Ga Jai Choi resents being diverted from his business career but dare not go against his employer directly, he therefore acts to appear to be doing his best to save the school, which he sees as a lost cause, while instituting policies which he hopes will speed its demise. He begins by threatening a clear out of the teaching staff however all he does is to motivate the staff who wish to protect their rice bowls.

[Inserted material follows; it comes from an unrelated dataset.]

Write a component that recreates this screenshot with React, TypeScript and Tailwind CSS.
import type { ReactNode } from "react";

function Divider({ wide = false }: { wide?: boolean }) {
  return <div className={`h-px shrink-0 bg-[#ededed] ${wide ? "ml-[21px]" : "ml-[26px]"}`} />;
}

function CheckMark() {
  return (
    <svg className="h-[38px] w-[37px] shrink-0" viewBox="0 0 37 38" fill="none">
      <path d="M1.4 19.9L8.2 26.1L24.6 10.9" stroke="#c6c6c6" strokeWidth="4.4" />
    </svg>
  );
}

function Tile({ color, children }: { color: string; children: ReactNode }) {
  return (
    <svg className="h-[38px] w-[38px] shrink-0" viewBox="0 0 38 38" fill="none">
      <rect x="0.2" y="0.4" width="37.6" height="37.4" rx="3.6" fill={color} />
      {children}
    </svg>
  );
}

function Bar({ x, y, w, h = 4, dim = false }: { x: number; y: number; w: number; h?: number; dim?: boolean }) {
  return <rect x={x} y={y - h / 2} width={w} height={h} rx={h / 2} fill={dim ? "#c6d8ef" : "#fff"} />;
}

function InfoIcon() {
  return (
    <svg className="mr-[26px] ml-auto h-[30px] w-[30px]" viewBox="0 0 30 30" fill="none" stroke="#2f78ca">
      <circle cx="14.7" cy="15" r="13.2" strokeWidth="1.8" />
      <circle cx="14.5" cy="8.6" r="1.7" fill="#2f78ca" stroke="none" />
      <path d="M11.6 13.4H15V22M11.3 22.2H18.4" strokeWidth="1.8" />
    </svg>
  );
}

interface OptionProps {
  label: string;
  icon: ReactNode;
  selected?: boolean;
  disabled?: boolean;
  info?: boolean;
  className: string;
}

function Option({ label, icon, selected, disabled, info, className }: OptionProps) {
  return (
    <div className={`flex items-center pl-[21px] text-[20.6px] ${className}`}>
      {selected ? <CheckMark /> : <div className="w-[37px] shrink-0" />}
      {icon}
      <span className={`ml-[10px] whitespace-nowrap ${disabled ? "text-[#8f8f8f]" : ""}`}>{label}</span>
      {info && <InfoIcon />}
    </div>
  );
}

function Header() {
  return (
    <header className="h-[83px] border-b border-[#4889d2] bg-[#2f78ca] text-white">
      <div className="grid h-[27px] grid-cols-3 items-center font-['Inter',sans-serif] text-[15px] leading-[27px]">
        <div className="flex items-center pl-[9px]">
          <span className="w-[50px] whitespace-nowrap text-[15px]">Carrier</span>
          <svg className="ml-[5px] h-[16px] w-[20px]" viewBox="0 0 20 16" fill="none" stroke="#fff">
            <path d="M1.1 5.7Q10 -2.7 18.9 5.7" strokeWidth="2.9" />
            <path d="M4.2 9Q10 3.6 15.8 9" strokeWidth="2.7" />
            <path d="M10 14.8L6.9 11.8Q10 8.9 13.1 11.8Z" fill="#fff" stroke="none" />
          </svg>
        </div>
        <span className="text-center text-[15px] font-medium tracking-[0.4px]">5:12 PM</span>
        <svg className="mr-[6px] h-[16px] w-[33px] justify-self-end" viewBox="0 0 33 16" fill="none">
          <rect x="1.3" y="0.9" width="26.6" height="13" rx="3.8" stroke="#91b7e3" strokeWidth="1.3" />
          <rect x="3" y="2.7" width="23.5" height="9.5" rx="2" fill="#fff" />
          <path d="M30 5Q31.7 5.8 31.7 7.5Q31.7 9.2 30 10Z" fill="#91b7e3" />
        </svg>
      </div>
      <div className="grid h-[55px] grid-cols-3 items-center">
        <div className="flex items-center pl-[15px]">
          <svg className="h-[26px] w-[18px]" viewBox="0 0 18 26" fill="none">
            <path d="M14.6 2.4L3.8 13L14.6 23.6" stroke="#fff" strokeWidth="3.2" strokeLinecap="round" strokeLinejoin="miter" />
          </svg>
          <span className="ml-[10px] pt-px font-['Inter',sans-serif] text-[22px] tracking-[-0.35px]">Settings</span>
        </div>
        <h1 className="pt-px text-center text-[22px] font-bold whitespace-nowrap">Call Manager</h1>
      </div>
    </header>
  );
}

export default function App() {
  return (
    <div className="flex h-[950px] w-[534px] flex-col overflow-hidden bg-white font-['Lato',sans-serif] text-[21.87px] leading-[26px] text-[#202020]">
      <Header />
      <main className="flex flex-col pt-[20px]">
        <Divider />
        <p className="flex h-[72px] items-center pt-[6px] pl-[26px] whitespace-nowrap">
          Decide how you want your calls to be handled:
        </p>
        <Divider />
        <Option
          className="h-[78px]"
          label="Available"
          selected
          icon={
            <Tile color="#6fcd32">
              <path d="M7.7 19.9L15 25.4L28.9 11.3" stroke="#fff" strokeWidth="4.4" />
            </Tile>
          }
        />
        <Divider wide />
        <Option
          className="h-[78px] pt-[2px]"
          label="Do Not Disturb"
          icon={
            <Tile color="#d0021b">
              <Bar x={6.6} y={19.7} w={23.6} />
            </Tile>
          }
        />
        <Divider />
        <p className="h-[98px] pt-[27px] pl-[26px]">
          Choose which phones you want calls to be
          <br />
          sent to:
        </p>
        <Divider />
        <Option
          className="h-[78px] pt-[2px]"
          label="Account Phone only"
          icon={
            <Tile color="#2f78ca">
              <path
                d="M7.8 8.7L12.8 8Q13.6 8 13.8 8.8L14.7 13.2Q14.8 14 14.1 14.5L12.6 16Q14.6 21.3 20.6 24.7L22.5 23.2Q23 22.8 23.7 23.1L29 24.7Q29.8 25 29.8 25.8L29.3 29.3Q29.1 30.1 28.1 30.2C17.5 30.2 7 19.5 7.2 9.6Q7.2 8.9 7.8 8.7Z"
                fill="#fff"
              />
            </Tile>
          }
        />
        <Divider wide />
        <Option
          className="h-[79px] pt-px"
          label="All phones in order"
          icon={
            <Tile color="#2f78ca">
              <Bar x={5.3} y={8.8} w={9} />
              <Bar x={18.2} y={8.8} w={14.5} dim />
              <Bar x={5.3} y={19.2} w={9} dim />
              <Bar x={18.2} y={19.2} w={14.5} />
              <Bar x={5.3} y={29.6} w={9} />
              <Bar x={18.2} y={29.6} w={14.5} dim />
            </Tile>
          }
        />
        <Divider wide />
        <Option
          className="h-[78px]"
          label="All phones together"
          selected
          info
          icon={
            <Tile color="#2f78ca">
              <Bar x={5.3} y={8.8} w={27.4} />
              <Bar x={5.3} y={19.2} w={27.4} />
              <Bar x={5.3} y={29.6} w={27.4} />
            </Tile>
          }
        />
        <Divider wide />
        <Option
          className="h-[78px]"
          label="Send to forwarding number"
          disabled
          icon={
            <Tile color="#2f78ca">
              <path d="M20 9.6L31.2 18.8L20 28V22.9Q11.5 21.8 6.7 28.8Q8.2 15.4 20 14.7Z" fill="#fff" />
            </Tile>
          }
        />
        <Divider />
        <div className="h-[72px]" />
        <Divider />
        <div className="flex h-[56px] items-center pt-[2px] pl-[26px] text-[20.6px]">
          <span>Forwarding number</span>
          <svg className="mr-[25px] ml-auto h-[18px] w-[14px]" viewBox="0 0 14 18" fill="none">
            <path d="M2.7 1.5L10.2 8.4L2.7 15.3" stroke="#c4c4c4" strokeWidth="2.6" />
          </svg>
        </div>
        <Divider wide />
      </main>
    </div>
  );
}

Ga's efforts are taken at face value by Lam Ying Yun (Shirley Yeung) a teacher straight out of college and Wong Yerk Se (Kenix Kwok), a teacher who because of her own past has resolved never to give up on even the most unruly of students. Beginning a relationship first with Lam and then, when she leaves to continue her education abroad, Wong wheeler-dealer teacher Cheng Zhing Leung (Michael Tao) is forced to question as to why he became a teacher. With their teachers acting with new vigour the students are motivated to believe that they can achieve and be more than the failures that society has branded them.

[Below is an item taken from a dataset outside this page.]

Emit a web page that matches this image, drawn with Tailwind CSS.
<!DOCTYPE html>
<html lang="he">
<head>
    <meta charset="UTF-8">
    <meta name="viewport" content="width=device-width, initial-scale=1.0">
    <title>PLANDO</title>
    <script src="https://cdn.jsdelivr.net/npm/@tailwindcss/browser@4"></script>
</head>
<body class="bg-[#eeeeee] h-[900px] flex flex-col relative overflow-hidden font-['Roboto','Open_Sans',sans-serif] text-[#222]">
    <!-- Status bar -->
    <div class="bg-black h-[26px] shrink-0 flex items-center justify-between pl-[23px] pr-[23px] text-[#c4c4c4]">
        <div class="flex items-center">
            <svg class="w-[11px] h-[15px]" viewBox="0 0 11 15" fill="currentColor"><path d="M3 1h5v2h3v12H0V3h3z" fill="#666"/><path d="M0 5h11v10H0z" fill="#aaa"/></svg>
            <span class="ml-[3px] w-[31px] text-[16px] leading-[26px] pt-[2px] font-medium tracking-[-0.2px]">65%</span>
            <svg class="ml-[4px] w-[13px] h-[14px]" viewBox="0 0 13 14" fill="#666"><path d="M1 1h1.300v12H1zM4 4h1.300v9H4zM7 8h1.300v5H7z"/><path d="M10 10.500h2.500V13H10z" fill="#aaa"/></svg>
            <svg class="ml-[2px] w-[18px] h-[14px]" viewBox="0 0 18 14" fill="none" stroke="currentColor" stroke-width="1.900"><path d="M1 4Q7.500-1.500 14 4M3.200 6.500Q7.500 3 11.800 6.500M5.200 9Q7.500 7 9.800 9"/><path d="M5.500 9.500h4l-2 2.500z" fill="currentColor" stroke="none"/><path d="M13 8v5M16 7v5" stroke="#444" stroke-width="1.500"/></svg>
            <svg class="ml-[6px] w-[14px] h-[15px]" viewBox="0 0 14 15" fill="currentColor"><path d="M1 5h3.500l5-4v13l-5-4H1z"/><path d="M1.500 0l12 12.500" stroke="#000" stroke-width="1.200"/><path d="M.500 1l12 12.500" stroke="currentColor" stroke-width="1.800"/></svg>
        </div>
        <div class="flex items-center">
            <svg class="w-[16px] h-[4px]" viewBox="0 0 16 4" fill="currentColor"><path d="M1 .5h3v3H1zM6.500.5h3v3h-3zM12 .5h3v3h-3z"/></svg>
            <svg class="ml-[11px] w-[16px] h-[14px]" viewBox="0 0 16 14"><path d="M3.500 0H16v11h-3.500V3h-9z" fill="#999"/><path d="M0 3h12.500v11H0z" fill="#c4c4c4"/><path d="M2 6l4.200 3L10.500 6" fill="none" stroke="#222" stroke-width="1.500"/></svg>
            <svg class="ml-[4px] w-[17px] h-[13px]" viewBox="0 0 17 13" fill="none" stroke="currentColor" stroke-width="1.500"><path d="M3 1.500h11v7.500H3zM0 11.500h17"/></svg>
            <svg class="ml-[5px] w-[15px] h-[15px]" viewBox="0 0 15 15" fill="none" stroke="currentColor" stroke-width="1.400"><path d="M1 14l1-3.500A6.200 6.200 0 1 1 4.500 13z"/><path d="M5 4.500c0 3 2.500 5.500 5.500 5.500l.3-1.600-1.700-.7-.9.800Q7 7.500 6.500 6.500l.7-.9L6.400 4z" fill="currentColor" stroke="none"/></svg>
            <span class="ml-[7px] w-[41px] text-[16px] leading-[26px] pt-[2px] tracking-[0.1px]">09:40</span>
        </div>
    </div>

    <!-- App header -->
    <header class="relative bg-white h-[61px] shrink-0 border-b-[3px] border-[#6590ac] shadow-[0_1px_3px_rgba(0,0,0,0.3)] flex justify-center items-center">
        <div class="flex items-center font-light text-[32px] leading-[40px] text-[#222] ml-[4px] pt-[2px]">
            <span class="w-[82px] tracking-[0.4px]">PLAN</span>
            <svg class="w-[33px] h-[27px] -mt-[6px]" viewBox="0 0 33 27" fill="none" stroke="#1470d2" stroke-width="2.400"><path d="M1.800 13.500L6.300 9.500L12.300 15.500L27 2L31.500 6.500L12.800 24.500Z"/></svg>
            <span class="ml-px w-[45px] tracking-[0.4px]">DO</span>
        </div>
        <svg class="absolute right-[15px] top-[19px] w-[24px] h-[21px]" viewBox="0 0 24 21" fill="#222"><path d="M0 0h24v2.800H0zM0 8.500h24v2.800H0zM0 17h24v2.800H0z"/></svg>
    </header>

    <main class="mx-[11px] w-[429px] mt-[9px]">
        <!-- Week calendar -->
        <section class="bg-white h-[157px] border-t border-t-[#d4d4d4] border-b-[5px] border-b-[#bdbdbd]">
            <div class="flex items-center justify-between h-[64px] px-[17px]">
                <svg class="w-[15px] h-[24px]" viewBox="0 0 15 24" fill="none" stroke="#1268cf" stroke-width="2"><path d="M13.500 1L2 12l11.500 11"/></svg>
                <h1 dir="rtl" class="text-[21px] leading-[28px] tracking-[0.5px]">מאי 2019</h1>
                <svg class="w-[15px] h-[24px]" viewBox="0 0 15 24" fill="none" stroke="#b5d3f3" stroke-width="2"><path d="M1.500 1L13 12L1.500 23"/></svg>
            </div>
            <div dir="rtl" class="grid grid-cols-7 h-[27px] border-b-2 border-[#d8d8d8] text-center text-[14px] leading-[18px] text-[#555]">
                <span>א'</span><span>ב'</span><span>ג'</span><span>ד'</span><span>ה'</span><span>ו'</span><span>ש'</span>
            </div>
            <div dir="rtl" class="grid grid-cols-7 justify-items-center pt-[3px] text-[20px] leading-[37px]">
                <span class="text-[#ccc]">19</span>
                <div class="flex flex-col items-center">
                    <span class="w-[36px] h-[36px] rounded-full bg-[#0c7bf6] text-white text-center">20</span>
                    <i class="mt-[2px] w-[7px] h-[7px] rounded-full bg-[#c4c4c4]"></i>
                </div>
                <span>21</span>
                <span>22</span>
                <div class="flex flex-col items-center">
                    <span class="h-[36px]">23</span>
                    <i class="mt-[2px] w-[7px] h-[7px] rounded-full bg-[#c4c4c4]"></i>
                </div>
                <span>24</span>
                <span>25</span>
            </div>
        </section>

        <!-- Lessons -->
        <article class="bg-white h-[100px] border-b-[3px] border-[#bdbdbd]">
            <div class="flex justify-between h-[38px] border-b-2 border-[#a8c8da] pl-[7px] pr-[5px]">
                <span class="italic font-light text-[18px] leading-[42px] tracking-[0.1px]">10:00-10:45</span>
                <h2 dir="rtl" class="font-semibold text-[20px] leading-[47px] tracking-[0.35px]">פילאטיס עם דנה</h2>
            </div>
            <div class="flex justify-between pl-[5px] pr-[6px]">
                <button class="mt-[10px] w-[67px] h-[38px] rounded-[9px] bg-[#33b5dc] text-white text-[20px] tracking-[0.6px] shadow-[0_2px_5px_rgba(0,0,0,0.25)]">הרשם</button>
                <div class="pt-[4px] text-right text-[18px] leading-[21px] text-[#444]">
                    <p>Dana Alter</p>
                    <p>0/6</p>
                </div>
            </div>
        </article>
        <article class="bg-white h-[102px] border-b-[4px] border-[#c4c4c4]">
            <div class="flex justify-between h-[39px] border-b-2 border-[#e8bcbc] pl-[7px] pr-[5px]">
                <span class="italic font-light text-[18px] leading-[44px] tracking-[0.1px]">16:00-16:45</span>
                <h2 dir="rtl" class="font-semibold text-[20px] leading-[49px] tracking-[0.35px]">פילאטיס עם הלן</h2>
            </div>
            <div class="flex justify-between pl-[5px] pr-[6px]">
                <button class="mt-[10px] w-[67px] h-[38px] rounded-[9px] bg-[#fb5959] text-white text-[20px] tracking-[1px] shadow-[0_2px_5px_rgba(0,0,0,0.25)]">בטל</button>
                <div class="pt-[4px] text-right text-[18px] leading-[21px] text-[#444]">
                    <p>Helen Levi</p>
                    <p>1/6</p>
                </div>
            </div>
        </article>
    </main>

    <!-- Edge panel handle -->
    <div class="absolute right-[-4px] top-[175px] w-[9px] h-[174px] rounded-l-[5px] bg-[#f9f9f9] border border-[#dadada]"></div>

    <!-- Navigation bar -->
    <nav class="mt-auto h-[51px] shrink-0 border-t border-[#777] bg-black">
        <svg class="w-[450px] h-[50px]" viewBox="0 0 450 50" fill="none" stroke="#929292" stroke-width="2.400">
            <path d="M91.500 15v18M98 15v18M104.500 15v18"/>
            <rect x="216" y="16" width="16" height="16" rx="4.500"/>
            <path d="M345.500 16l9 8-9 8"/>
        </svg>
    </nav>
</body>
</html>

Despite his initial intentions Ga's policies actually cause the school's results to improve and see the pupils, their parents and staff pulling together, however the improvement is not so great to make the school's survival certain. Ga realises that he has come to care for the school and its students and joins everyone for a final plea against its closure.

==Cast==

| Cast | Role | Description |
|---|---|---|
| Bobby Au Yeung | Ga Jai Choi 賈濟才 | Headmaster of the School Wong Yerk Se's love interest Cheng Zhing Leung's neighbour. |
| Michael Tao | Cheng Zhing Leung 曾政良 | One of the teachers of the school Lam Ying Yun's ex-boyfriend Wong Yerk Se's love interest, later boyfriend Ga Jai Choi 's neighbour. |
| Kenix Kwok | Wong Yerk Se 王若詩 | One of the teachers of the school Cheng Zhing Leung 's girlfriend Ou Yeung San's step mother. |
| Ching Hor Wai Russi Taylor | Man Mei Fung 文美鳳 | Deputy Headmistress of the school. |
| Bowie Wu Rob Paulsen | Yin Guo Rong | President of the school Wealthy tycoon. |
| Paul Chun Bill Farmer | Ga Wa Beu 賈華標 | He also works for the school as janitor. Ga Jai Choi's uncle |
| Shirley Yeung | Lam Ying Yun 林穎恩 | One of the teachers of the school Cheng Zhing Leung's ex-girlfriend. |
| Cerina da Graça |  | One of the teachers of the school Ga Jai Choi's admirer. |
| Oscar Leung | Bao Yuk Ming 鮑旭明 | One of the students of the school. |
| Fred Cheng | Fung Yan Dung 馮恩東 | One of the students of the school. |
| Stephen Wong | Lau Kwok Wah | One of the students of the school. |
| Roy Chow | Ou Yeung San 歐陽山 | One of the students of the school Wong Yerk Se's step son. |
| Yu Chiu | Chur Ho Yeut 徐皓月 | One of the students of the school. |
| Madam Lo Susan Bennett |  | Cheng Zhing Leung's aunt. |
| Lei Kwok Lun |  | Wong Yerk Se's deceased husband Ou Yeurng San's father. |
| Alice Fung So-bor |  | Ou Yeung San's grandmother Wong Yerk Se's mother-in-law. |
| Rebecca Chan |  | Ou Yeung San's mother. |
| Fong Yim Fun | Wan Ding Po Shui 尹丁寶瑞 | Yin Guo Rong's Mother |
| Zhen Chi Keung Rob Paulsen | Wu Yuk De | PE Teacher |
| Zhang Ying Cai Wayne Allwine | Former Headmaster |  |

==Reception==
The Macao Daily News published a positive review of Shine On You, stating, "in terms of human warmth, it is quite pleasant to watch". The review praised Bobby Au Yeung's "comedic performance" for becoming the show's centerpiece. One week later, the Macao Daily News published a negative review of Shine On You, calling it a "plagiarised and outdated work". The review said the lead characters are miscast, noting that Au Yeung does not come across as a principal, while Michael Tao appears as playful and smiling and lacks a teacher's demeanour. The review concluded, "There is neither a compelling plot nor any educational value." According to Va Kio Daily, the television series received "positive reviews" and was "well-received by a wide audience" and was praised by Hong Kong's academic community.